Rotational invariance, finite strain theory, and spin-lattice interactions in paramagnets; application to the rare-earth vanadates

Abstract

The propagation of transverse elastic waves in paramagnetic crystals in the presence of an applied magnetic field is investigated both theoretically and experimentally. A theory is developed which is based upon finite-deformation elasticity theory and a description of the paramagnetic ions as pseudospins. Although the spatial rotational properties of the pseudospin operators are not known, the theory correctly includes in the thermodynamic (i.e., quasistatic) limit the spin-lattice coupling arising from the rotational motion associated with a transverse elastic wave.
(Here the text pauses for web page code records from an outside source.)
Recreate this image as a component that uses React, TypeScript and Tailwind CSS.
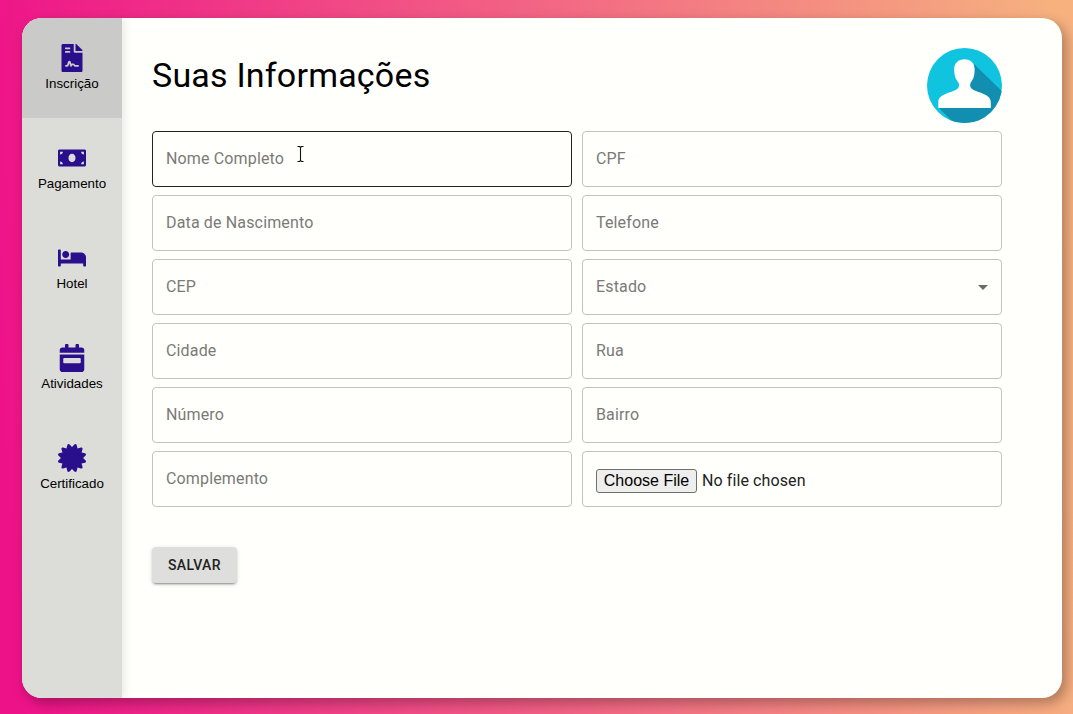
import React from "react";
import { FaFileContract, FaMoneyBill, FaBed, FaCalendarWeek, FaCertificate } from "react-icons/fa";
import type { IconType } from "react-icons";

const menu: { label: string; Icon: IconType; active?: boolean }[] = [
  { label: "Inscrição", Icon: FaFileContract, active: true },
  { label: "Pagamento", Icon: FaMoneyBill },
  { label: "Hotel", Icon: FaBed },
  { label: "Atividades", Icon: FaCalendarWeek },
  { label: "Certificado", Icon: FaCertificate },
];

const fields = [
  "Nome Completo", "CPF", "Data de Nascimento", "Telefone", "CEP", "Estado",
  "Cidade", "Rua", "Número", "Bairro", "Complemento",
];

function Avatar() {
  return (
    <svg className="size-[75px]" viewBox="0 0 75 75">
      <defs>
        <clipPath id="disc"><circle cx="37.5" cy="37.5" r="37.5" /></clipPath>
      </defs>
      <g clipPath="url(#disc)">
        <rect width="75" height="75" fill="#10c4e0" />
        <path d="M47 16 L80 48 V80 H32 L12 60 L40 45 Z" fill="#118eb0" />
        <path
          d="M37.5 11.2C43.5 11.2 47.6 15 47.6 21C47.6 27.5 46.8 30.5 43.8 34.4C43 36 42.6 38 44.2 40.2C48.5 44.8 63.8 45 63.8 54V60H11.3V54C11.3 45 27 44.8 31 40.2C32.6 38 32.2 36 31.4 34.4C28.2 30.5 27.2 27.5 27.2 21C27.2 15 31.5 11.2 37.5 11.2Z"
          fill="#fffffc"
        />
      </g>
    </svg>
  );
}

function TextCursor() {
  return (
    <svg className="absolute left-[143px] top-[13px] h-[18px] w-[9px]" viewBox="0 0 9 18" fill="none">
      <path d="M1.5 1.5H3.5L4.5 2.5L5.5 1.5H7.5M4.5 2.5V15.5M1.5 16.5H3.5L4.5 15.5L5.5 16.5H7.5" stroke="#111" strokeWidth="1.1" />
    </svg>
  );
}

export default function App() {
  return (
    <div className="h-[714px] w-[1073px] overflow-hidden bg-[linear-gradient(86deg,#ee1289_2%,#f6b17f_98%)] pl-[22px] pt-[18px] font-['Roboto',sans-serif]">
      <div className="flex h-[680px] w-[1040px] overflow-hidden rounded-[20px] bg-[#fffffc] shadow-[4px_5px_12px_1px_rgba(0,0,0,0.27)]">
        <nav className="w-[100px] shrink-0 bg-[#dcdcd9] shadow-[2px_0_10px_rgba(0,0,0,0.1)]">
          {menu.map(({ label, Icon, active }) => (
            <a
              key={label}
              className={`flex h-[100px] flex-col items-center justify-center font-['Liberation_Sans',sans-serif] text-[13.33px] leading-[15px] text-black ${active ? "bg-[#cacac8]" : ""}`}
            >
              <Icon className="mb-1 size-7 text-[#2a0f8c]" />
              <span className="pb-px">{label}</span>
            </a>
          ))}
        </nav>
        <main className="flex flex-1 flex-col pl-[30px] pr-[60px] pt-[30px]">
          <header className="flex h-[75px] items-start justify-between">
            <h1 className="pt-[6px] text-[34px] leading-[42px] tracking-[0.2px] text-black">Suas Informações</h1>
            <Avatar />
          </header>
          <form className="mt-2 grid grid-cols-2 gap-x-[10px] gap-y-2">
            {fields.map((label, i) => (
              <div
                key={label}
                className={`relative flex h-14 items-center justify-between rounded border px-[13px] text-base tracking-[0.15px] text-[#7a7a77] ${i === 0 ? "border-[#222]" : "border-[#c1c1be]"}`}
              >
                <span>{label}</span>
                {i === 0 && <TextCursor />}
                {label === "Estado" && (
                  <svg className="h-[5px] w-[10px]" viewBox="0 0 10 5"><path d="M0 0L5 5L10 0Z" fill="#6b6b69" /></svg>
                )}
              </div>
            ))}
            <div className="flex h-14 items-center rounded border border-[#c1c1be] px-[13px] pt-1 text-base text-[#222]">
              <button type="button" className="mr-[5px] h-6 w-[101px] whitespace-nowrap rounded-[3px] border border-[#6f6f6f] bg-[#eeeeec] font-['Liberation_Sans',sans-serif] leading-[22px] text-black">Choose File</button>
              <span className="tracking-[0.1px]">No file chosen</span>
            </div>
          </form>
          <button className="mt-10 h-9 w-[85px] rounded bg-[#dededc] text-sm font-medium tracking-[0.4px] text-[#222] shadow-[0_3px_1px_-2px_rgba(0,0,0,0.2),0_2px_2px_0_rgba(0,0,0,0.14),0_1px_5px_0_rgba(0,0,0,0.12)]">SALVAR</button>
        </main>
      </div>
    </div>
  );
}
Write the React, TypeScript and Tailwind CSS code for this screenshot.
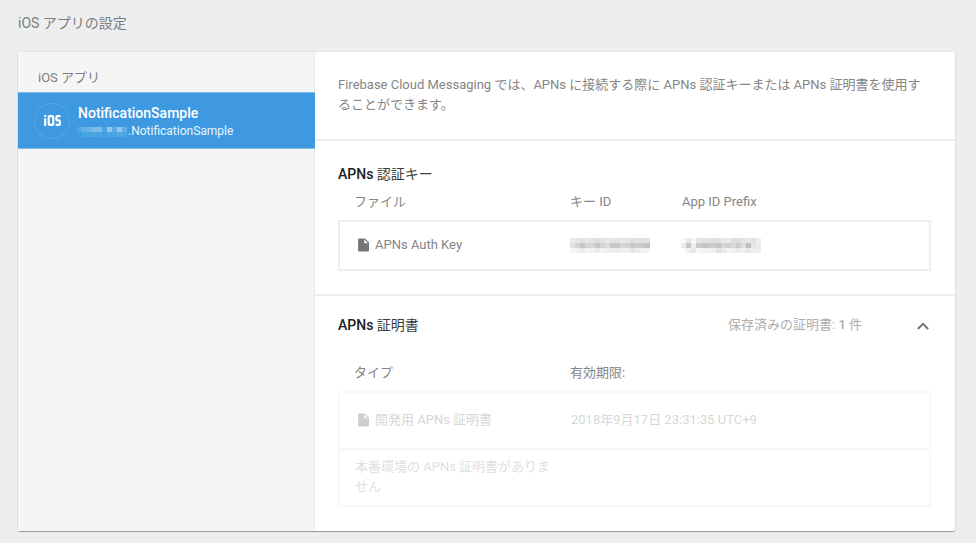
import React from "react";

const keyMosaic = [
  ["#ebebeb", "#e5e5e5", "#e0e0e0", "#e6e6e6", "#e4e4e4", "#dedede", "#e2e2e2", "#e8e8e8", "#e5e5e5", "#e3e3e3", "#e6e6e6", "#e4e4e4", "#dfdfdf", "#e2e2e2", "#e0e0e0", "#e1e1e1"],
  ["#e0e0e0", "#d5d5d5", "#c6c6c6", "#d5d5d5", "#d7d7d7", "#c6c6c6", "#d4d4d4", "#dddddd", "#c8c8c8", "#c8c8c8", "#d5d5d5", "#d1d1d1", "#c8c8c8", "#cfcfcf", "#c8c8c8", "#c2c2c2"],
  ["#f6f6f6", "#f2f2f2", "#eaeaea", "#f3f3f3", "#f2f2f2", "#eaeaea", "#f2f2f2", "#eeeeee", "#ebebeb", "#ebebeb", "#efefef", "#eeeeee", "#e5e5e5", "#eeeeee", "#f2f2f2", "#f3f3f3"],
];

const prefixMosaic = [
  ["#f9f9f9", "#e8e8e8", "#f6f6f6", "#e6e6e6", "#e2e2e2", "#e3e3e3", "#dfdfdf", "#e3e3e3", "#e8e8e8", "#e8e8e8", "#dfdfdf", "#dfdfdf", "#e4e4e4", "#e8e8e8", "#e2e2e2", "#ededed"],
  ["#ececec", "#c7c7c7", "#eeeeee", "#cacaca", "#c4c4c4", "#c8c8c8", "#cdcdcd", "#c4c4c4", "#d7d7d7", "#d1d1d1", "#d8d8d8", "#cbcbcb", "#dedede", "#c0c0c0", "#e4e4e4", "#eaeaea"],
  ["#fcfcfc", "#f0f0f0", "#e8e8e8", "#f6f6f6", "#f2f2f2", "#f2f2f2", "#f0f0f0", "#e2e2e2", "#eaeaea", "#f4f4f4", "#f0f0f0", "#eaeaea", "#f0f0f0", "#e8e8e8", "#f0f0f0", "#eeeeee"],
];

const bundleMosaic = [
  ["#52a6e4", "#62aee6", "#68b4e8", "#7abcea", "#7abcea", "#4aa3e3", "#90c9ef", "#5bace6", "#90c9ef", "#62b0e7"],
  ["#409be0", "#47a3e2", "#4aa6e3", "#4aa6e3", "#4aa6e3", "#45a0e2", "#4aa6e3", "#4aa6e3", "#52aae4", "#4aa6e3"],
];

function Mosaic({ rows }: { rows: string[][] }) {
  return (
    <div className="flex flex-col">
      {rows.map((row, y) => (
        <div key={y} className="flex">
          {row.map((color, x) => (
            <span key={x} className="h-[5px] w-[5px]" style={{ backgroundColor: color }} />
          ))}
        </div>
      ))}
    </div>
  );
}

function FileIcon() {
  return (
    <svg className="mb-px ml-[18px] mr-[7px] h-[14px] w-[11px] shrink-0 text-[#757575]" viewBox="0 0 11 14" fill="currentColor">
      <path d="M1.500 .4H7l4 4.100v7.700c0 .8-.6 1.400-1.400 1.400H1.500C.7 13.600 .1 13 .1 12.200V1.800C.1 1 .7 .4 1.500 .4ZM6.300 1.500v3.700h3.700Z" fillRule="evenodd" />
    </svg>
  );
}

function IosBadge() {
  return (
    <div className="ml-4 flex h-9 w-9 shrink-0 items-center justify-center rounded-full border border-[#52abe5]">
      <svg className="h-[11px] w-[17px]" viewBox="0 0 17 11" fill="none" stroke="#fff" strokeWidth="2.1">
        <path d="M1.200 3.300V11M1.200 0V2" />
        <path d="M5.900 1.100H8.100Q9.300 1.100 9.300 2.300V8.700Q9.300 9.900 8.100 9.900H5.900Q4.700 9.900 4.700 8.700V2.300Q4.700 1.100 5.900 1.100Z" />
        <path d="M16.500 1.100H13.300Q12.400 1.100 12.400 2V4.500Q12.400 5.400 13.300 5.400H14.900Q15.800 5.400 15.800 6.300V9Q15.800 9.900 14.900 9.900H11.600" />
      </svg>
    </div>
  );
}

export default function App() {
  return (
    <div className="h-[543px] w-[976px] overflow-hidden bg-[#edeef0] pl-[18px] font-['Roboto','Noto_Sans_CJK_JP',sans-serif] text-[13px] leading-5 text-[#858585]">
      <h1 className="flex h-[52px] pt-[13px] text-[14px] font-normal text-[#7c7c7c]">iOS アプリの設定</h1>
      <main className="flex h-[479px] w-[937px] rounded-[2px] bg-white shadow-[0_1px_1px_rgba(0,0,0,0.34),0_0_2px_rgba(0,0,0,0.12)]">
        <aside className="w-[297px] shrink-0 border-r border-[#ebebeb] bg-[#f5f5f5]">
          <div className="h-[41px] pl-5 pt-4 text-[#7c7c7c]">iOS アプリ</div>
          <div className="-mt-px flex h-[57px] w-[297px] items-center border-y border-[#7dbce8] bg-[#3f99e0] text-white">
            <IosBadge />
            <div className="ml-2 pt-px">
              <div className="h-[19px] text-[14px] leading-[19px] font-medium">NotificationSample</div>
              <div className="flex h-4 text-[12px] leading-4 text-[#e8f4fd]">
                <div className="-ml-px pt-[4px]">
                  <Mosaic rows={bundleMosaic} />
                </div>
                <span className="ml-px">.NotificationSample</span>
              </div>
            </div>
          </div>
        </aside>
        <div className="flex flex-1 flex-col">
          <section className="h-[89px] border-b-2 border-[#eeeeee] pl-[23px] pr-6 pt-[23px]">
            <p className="whitespace-nowrap">
              Firebase Cloud Messaging では、APNs に接続する際に APNs 認証キーまたは APNs 証明書を使用す
              <br />
              ることができます。
            </p>
          </section>
          <section className="h-[155px] border-b-2 border-[#eeeeee] pl-[23px] pr-6 pt-[23px]">
            <h2 className="h-[28px] text-[14px] font-medium text-[#212121]">
              APNs <span className="font-normal text-[#3c3c3c]">認証キー</span>
            </h2>
            <div className="flex h-[28px]">
              <div className="w-[232px] pl-4">ファイル</div>
              <div className="w-[112px]">キー ID</div>
              <div>App ID Prefix</div>
            </div>
            <div className="flex h-[51px] w-[593px] items-center border-2 border-[#eeeeee]">
              <div className="flex w-[230px] items-center">
                <FileIcon />
                <span className="-ml-px pb-px">APNs Auth Key</span>
              </div>
              <div className="w-[111px]">
                <Mosaic rows={keyMosaic} />
              </div>
              <Mosaic rows={prefixMosaic} />
            </div>
          </section>
          <section className="flex-1 pl-[23px] pr-6 pt-[19px]">
            <div className="flex h-[48px]">
              <h2 className="w-[390px] text-[14px] font-medium text-[#212121]">
                APNs <span className="font-normal text-[#3c3c3c]">証明書</span>
              </h2>
              <span className="w-[189px] text-[#adadad]">
                保存済みの証明書: <span className="font-medium">1</span> 件
              </span>
              <svg className="mt-[7px] h-2 w-3" viewBox="0 0 12 8" fill="none" stroke="#757575" strokeWidth="2">
                <path d="M.8 7 6 1.800 11.200 7" />
              </svg>
            </div>
            <div className="flex h-[28px]">
              <div className="w-[232px] pl-4">タイプ</div>
              <div>有効期限:</div>
            </div>
            <div className="h-[116px] w-[593px] border-2 border-[#f8f8f8] text-[#d7d7d7]">
              <div className="flex h-[57px] items-center border-b-2 border-[#f6f6f6]">
                <div className="flex w-[231px] items-center">
                  <span className="opacity-35">
                    <FileIcon />
                  </span>
                  <span className="-ml-px pb-px">開発用 APNs 証明書</span>
                </div>
                <span className="pb-px">2018年9月17日 23:31:35 UTC+9</span>
              </div>
              <p className="w-[220px] pl-[15px] pt-[7px] text-[#e0e0e0]">
                本番環境の APNs 証明書がありま
                <br />
                せん
              </p>
            </div>
          </section>
        </div>
      </main>
    </div>
  );
}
Explicit calculations of the changes in the elastic constant $c_{44}$ resulting from the spin-lattice coupling are presented for several systems in the thermodynamic limit. The lattice distortions involved correspond to transverse elastic waves propagating in the $z$ and polarized in the $x$ directions ($u_{\mathrm{xz}}$ distortion) and propagating in the $x$ and polarized in the $z$ directions ($u_{\mathrm{zx}}$ distortion). The infinitesimal strains $e_{\mathrm{xz}}$ associated with these waves are identical; the rotation ${\omega }_{\mathrm{xz}}$ is of opposite sign for the two waves; the second-order lattice compression is along the respective propagation directions. The latter two contributions are not included in the usual small-strain theory but do make significant contributions to the elastic properties of the paramagnetic system. Because of these contributions, the shift in $c_{44}$ due to the spin-lattice coupling is different for the two types of waves. In addition the shift can be either positive or negative depending on the relative magnitude and sign of the several coupling coefficients involved. Measurements of the shift in $c_{44}$ in the presence of a magnetic field have been performed in the tetragonal phases of the four rare-earth vanadates: TmV${\mathrm{O}}_4$, NdV${\mathrm{O}}_4$, TbV${\mathrm{O}}_4$, and DyV${\mathrm{O}}_4$. These measurements confirm the predictions of the theory presented here and are in clear contradiction with the predictions of an infinitesimal-strain magnetoelastic theory. In all four cases the measured shifts in the elastic constant $c_{44}$ are different for the $u_{\mathrm{xz}}$ and $u_{\mathrm{zx}}$ distortions. In the case of TmV${\mathrm{O}}_4$ the one is positive and the other negative.